■ **Dataset excerpts**
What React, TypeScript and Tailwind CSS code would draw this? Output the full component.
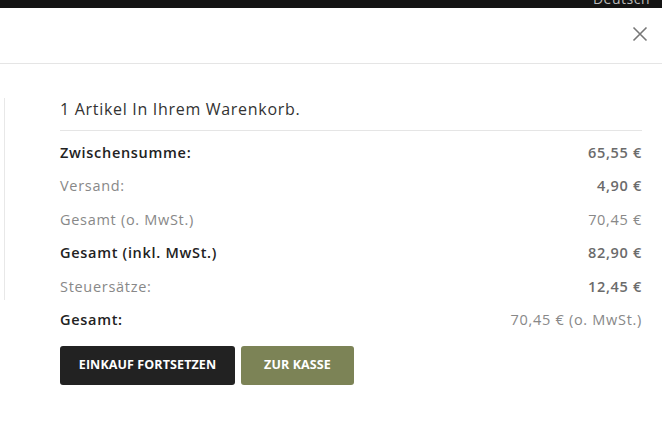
import React from "react";

const rows: { label: string; value: string; labelBold: boolean; valueBold: boolean }[] = [
  { label: "Zwischensumme:", value: "65,55 €", labelBold: true, valueBold: true },
  { label: "Versand:", value: "4,90 €", labelBold: false, valueBold: true },
  { label: "Gesamt (o. MwSt.)", value: "70,45 €", labelBold: false, valueBold: false },
  { label: "Gesamt (inkl. MwSt.)", value: "82,90 €", labelBold: true, valueBold: true },
  { label: "Steuersätze:", value: "12,45 €", labelBold: false, valueBold: true },
  { label: "Gesamt:", value: "70,45 € (o. MwSt.)", labelBold: true, valueBold: false },
];

export default function App() {
  return (
    <div className="w-[662px] h-[427px] bg-white overflow-hidden" style={{ fontFamily: "'Open Sans', sans-serif" }}>
      <div className="h-[8px] bg-[#141414] flex justify-end pr-[12px] overflow-hidden">
        <span className="text-[14px] leading-[14px] text-[#bbb] mt-[-8px] tracking-[0.5px]">Deutsch</span>
      </div>
      <div className="h-[56px] border-b border-[#e5e5e5] flex items-center justify-end pr-[14px]">
        <svg width="16" height="16" viewBox="0 0 16 16" className="mt-[-4px]">
          <path d="M1.5 1.5 L14.5 14.5 M14.5 1.5 L1.5 14.5" stroke="#777" strokeWidth="1.6" />
        </svg>
      </div>
      <div className="flex pt-[34px]">
        <div className="w-[5px] border-r border-[#e8e8e8] h-[202px]" />
        <div className="ml-[55px] w-[582px]">
          <div className="text-[16px] leading-[22px] text-[#333] tracking-[0.7px] pb-[10px] border-b border-[#e5e5e5]">
            1 Artikel In Ihrem Warenkorb.
          </div>
          <div className="pt-[5px]">
            {rows.map((r) => (
              <div key={r.label} className="h-[33.5px] flex items-center justify-between text-[14.5px] tracking-[0.7px]">
                <span className={r.labelBold ? "font-semibold text-[#222]" : "text-[#888]"}>{r.label}</span>
                <span className={r.valueBold ? "font-semibold text-[#6b6b6b]" : "text-[#888]"}>{r.value}</span>
              </div>
            ))}
          </div>
          <div className="flex gap-[6px] mt-[9px]">
            <button className="h-[39px] w-[175px] rounded-[3px] bg-[#222] text-white text-[12.5px] font-bold tracking-[0.1px]">
              EINKAUF FORTSETZEN
            </button>
            <button className="h-[39px] w-[113px] rounded-[3px] bg-[#7c8356] text-white text-[12.5px] font-bold tracking-[0.1px]">
              ZUR KASSE
            </button>
          </div>
        </div>
      </div>
    </div>
  );
}
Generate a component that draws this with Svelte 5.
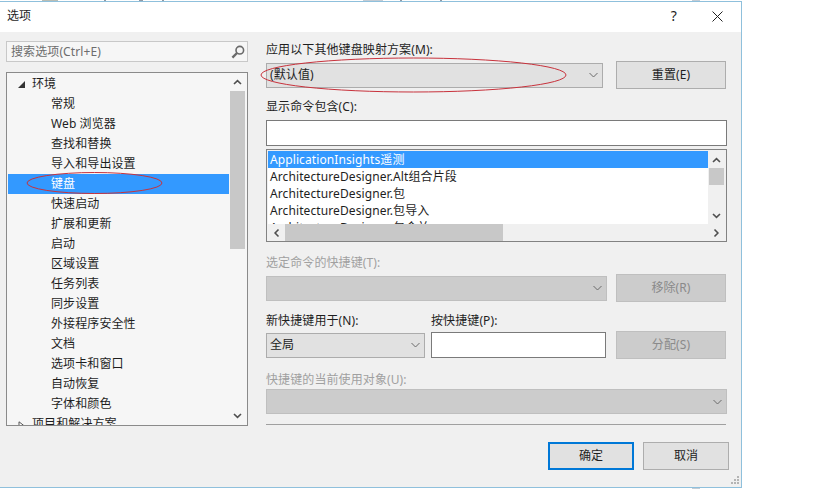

■ **Short problem**
Everything from the first line to the line with "import React from" must be repeated exactly, and nothing else. Leave the pictures out.

■ **Solution**
What React, TypeScript and Tailwind CSS code would draw this? Output the full component.
import React from "react";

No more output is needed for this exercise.